Na een uur koers ontstond er een kopgroep van vijfentwintig man met daaronder Dylan van Baarle, Magnus Cort, Luis León Sánchez, Edvald Boasson Hagen, Pierre Rolland en Lennard Kämna. Al snel liep de voorsprong op en toen het peloton negen minuten had gelaten, mocht Kämna dromen van de gele trui. De groep werkte goed samen, tot op de voorlaatste beklimming Alberto Bettiol het hazenpad koos. Hij pakte een redelijke voorsprong, maar op dat moment werd de koers stilgelegd vanwege een protest van milieudemonstranten die de weg blokkeerden. Toen deze waren verwijderd door de gendarmerie, konden de renners de etappe vervolgen.
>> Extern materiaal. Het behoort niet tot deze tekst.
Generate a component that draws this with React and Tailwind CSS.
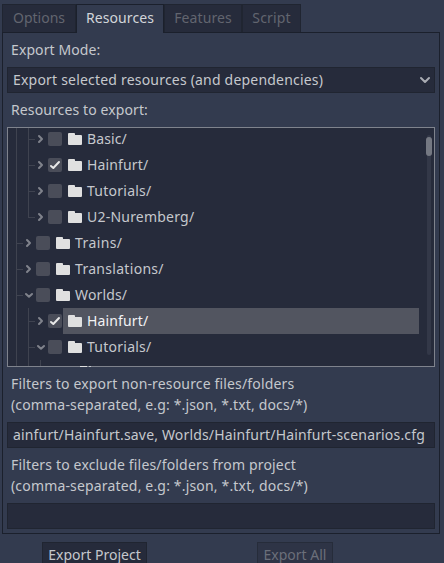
const font = { fontFamily: '"Noto Sans", sans-serif' };

function Text({ children, className = '' }) {
  return <span className={`inline-block -translate-y-px whitespace-pre ${className}`}>{children}</span>;
}

function Chevron({ open }) {
  return (
    <svg width="8" height="10" viewBox="0 0 8 10" fill="none" stroke="#80838c" strokeWidth="2" strokeLinecap="round" strokeLinejoin="round">
      <path d={open ? 'M1 4L4 6.8L7 4' : 'M2 2L5 5L2 8'} />
    </svg>
  );
}

function Folder() {
  return (
    <svg width="14" height="14" viewBox="0 0 14 14" fill="#e0e0e0" className="shrink-0">
      <path d="M1 1H6.2Q7 1 7 2V3H13Q14 3 14 4V12Q14 13 13 13H1Q0 13 0 12V2Q0 1 1 1Z" />
    </svg>
  );
}

function Checkbox({ checked }) {
  return (
    <span className="block h-3.5 w-3.5 shrink-0 rounded-[2px] bg-[#4a4d59]">
      {checked && (
        <svg width="14" height="14" viewBox="0 0 14 14" fill="none" stroke="#e8e8e8" strokeWidth="2" strokeLinecap="round" strokeLinejoin="round">
          <path d="M3 8L5.3 10L11 4" />
        </svg>
      )}
    </span>
  );
}

const ROWS = [
  { name: 'Basic/', level: 2, spacing: 'tracking-[0.1px]' },
  { name: 'Hainfurt/', level: 2, checked: true, spacing: 'tracking-[0.15px]' },
  { name: 'Tutorials/', level: 2, spacing: 'tracking-[0.25px]' },
  { name: 'U2-Nuremberg/', level: 2, last: true, spacing: 'tracking-[0.22px]' },
  { name: 'Trains/', level: 1, spacing: 'tracking-[0.4px]' },
  { name: 'Translations/', level: 1, spacing: 'tracking-[0.3px]' },
  { name: 'Worlds/', level: 1, open: true, spacing: 'tracking-[0.15px]' },
  { name: 'Hainfurt/', level: 2, checked: true, selected: true, spacing: 'tracking-[0.15px]' },
  { name: 'Tutorials/', level: 2, open: true, spacing: 'tracking-[0.25px]' },
];

const line = 'bg-[#3f4350]';

function Guide({ tick, last }) {
  return (
    <span className="flex h-[26px] w-3 shrink-0">
      <span className={`w-px ${line} ${last ? 'h-[14px]' : 'h-[26px]'}`} />
      {tick && <span className={`mt-[13px] h-px w-1.5 ${line}`} />}
    </span>
  );
}

function Row({ name, level, checked, open, selected, last, spacing }) {
  return (
    <div className="flex h-[26px] shrink-0 items-center pl-2">
      {Array.from({ length: level }, (_, i) => (
        <Guide key={i} tick={i === level - 1} last={last && i === level - 1} />
      ))}
      <span className="-ml-3 w-3" />
      <span className="-ml-[3px] flex w-[11px]"><Chevron open={open} /></span>
      <Checkbox checked={checked} />
      <span className={`ml-px flex h-[26px] w-[356px] items-center gap-[5px] pl-[5px] ${selected ? 'bg-[#525560] text-[#f2f3f5]' : ''}`}>
        <Folder />
        <Text className={spacing}>{name}</Text>
      </span>
    </div>
  );
}

function Field({ children }) {
  return (
    <div className="flex h-[26px] shrink-0 items-center justify-between border border-[#202531] bg-[#262b3b] px-[5px]">{children}</div>
  );
}

export default function App() {
  return (
    <div className="flex h-[563px] w-[444px] flex-col overflow-hidden bg-[#333b4f] pt-1 text-[14px] leading-[21px] text-[#c5c8cd]" style={font}>
      <div className="z-10 -mb-px ml-0.5 flex h-[29px] shrink-0 text-[#62656f]">
        <div className="flex h-7 w-[74px] items-center justify-center border border-b-0 border-[#202531] bg-[#262b3b]"><Text>Options</Text></div>
        <div className="flex h-[29px] w-[88px] items-center justify-center border border-b-0 border-[#1b202c] bg-[#333b4f] pb-px text-[#d2d5d9]"><Text className="tracking-[0.1px]">Resources</Text></div>
        <div className="flex h-7 w-[78px] items-center justify-center border border-b-0 border-[#202531] bg-[#262b3b]"><Text className="tracking-[0.1px]">Features</Text></div>
        <div className="flex h-7 w-[59px] items-center justify-center border border-b-0 border-[#202531] bg-[#262b3b]"><Text className="tracking-[0.15px]">Script</Text></div>
      </div>
      <div className="ml-0.5 flex h-[502px] w-[438px] shrink-0 flex-col border border-[#1b202c] px-1 pt-[7px]">
        <Text className="h-[21px] pl-1 tracking-[0.1px]">Export Mode:</Text>
        <div className="mt-1.5 flex flex-col">
          <Field>
            <Text className="tracking-[0.2px]">Export selected resources (and dependencies)</Text>
            <svg width="12" height="12" viewBox="0 0 12 12" fill="none" stroke="#a9acb3" strokeWidth="2" strokeLinecap="round" strokeLinejoin="round" className="-mr-0.5">
              <path d="M2 4L6 8L10 4" />
            </svg>
          </Field>
        </div>
        <Text className="mt-[7px] h-[21px] pl-1 tracking-[0.11px]">Resources to export:</Text>
        <div className="relative mt-1.5 flex h-[240px] shrink-0 justify-between border border-[#7f838d] bg-[#262b3b]">
          <div className="flex h-[238px] w-[411px] flex-col overflow-hidden">
            <div className="-mt-0.5 flex flex-col">
              {ROWS.map((r, i) => <Row key={i} {...r} />)}
              <div className="flex h-1.5 pl-2">
                <Guide />
                <Guide />
                <Guide />
              </div>
            </div>
          </div>
          <div className="mr-0.5 mt-[7px] flex h-[220px] w-1.5 justify-center">
            <div className="flex w-1 justify-center rounded-full bg-[#333848]">
              <div className="mt-0.5 h-[19px] w-1.5 shrink-0 rounded-full bg-[#747882]" />
            </div>
          </div>
          {/* top edge of the next folder, showing over the frame */}
          <span className="absolute -bottom-px left-[72px] h-px w-[7px] bg-[#e0e0e0]" />
          <span className="absolute -bottom-px left-[81px] h-px w-[2px] bg-[#c5c8cd]" />
        </div>
        <Text className="mt-[7px] h-[42px] pl-1 tracking-[0.16px]">{'Filters to export non-resource files/folders\n(comma-separated, e.g: *.json, *.txt, docs/*)'}</Text>
        <div className="mt-1.5 flex flex-col">
          <Field><Text className="tracking-[0.165px]">ainfurt/Hainfurt.save, Worlds/Hainfurt/Hainfurt-scenarios.cfg</Text></Field>
        </div>
        <Text className="mt-[7px] h-[42px] pl-1 tracking-[0.17px]">{'Filters to exclude files/folders from project\n(comma-separated, e.g: *.json, *.txt, docs/*)'}</Text>
        <div className="mt-1.5 flex flex-col"><Field /></div>
      </div>
      <div className="mt-2 flex shrink-0 pl-[42px]">
        <div className="flex h-[26px] w-[105px] items-center justify-center border border-[#202531] bg-[#262b3b]"><Text>Export Project</Text></div>
        <div className="ml-[110px] flex h-[26px] w-[76px] items-center justify-center border border-[#262c3a] bg-[#2e3446] text-[#6b6f7a]"><Text>Export All</Text></div>
      </div>
    </div>
  );
}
Bettiol begon met een voorsprong van een halve minuut aan de slotklim naar het vliegveld van Megève (19,2 kilometer à 4,1 procent). Halverwege de klim kwam een gedeelte terug met daaronder ook Kämna, Van Baarle en Cort. In een finale waarin de perspectieven telkens wisselde, pakte Luis León Sánchez een voorsprong en werd teruggepakt door een opnieuw afgeslankt deel van de kopgroep. Toen Van Baarle erbij kwam ging hij erop en erover, maar hij kreeg geen ruimte. Op de lastige slotstrook mocht een groep van vijf sprinten. Sánchez ging als eerste aan en werd gecounterd door Nick Schultz. De Australiër had lang de beste papieren, maar in de slotmeters kwam Cort er nog overheen.
Bij de klassementsmannen waren er geen tijdsverschillen, ondanks dat Tadej Pogačar met zijn sprint nog een poging waagde. Aan de streep kwam Kämna elf seconden tekort om het geel over te nemen.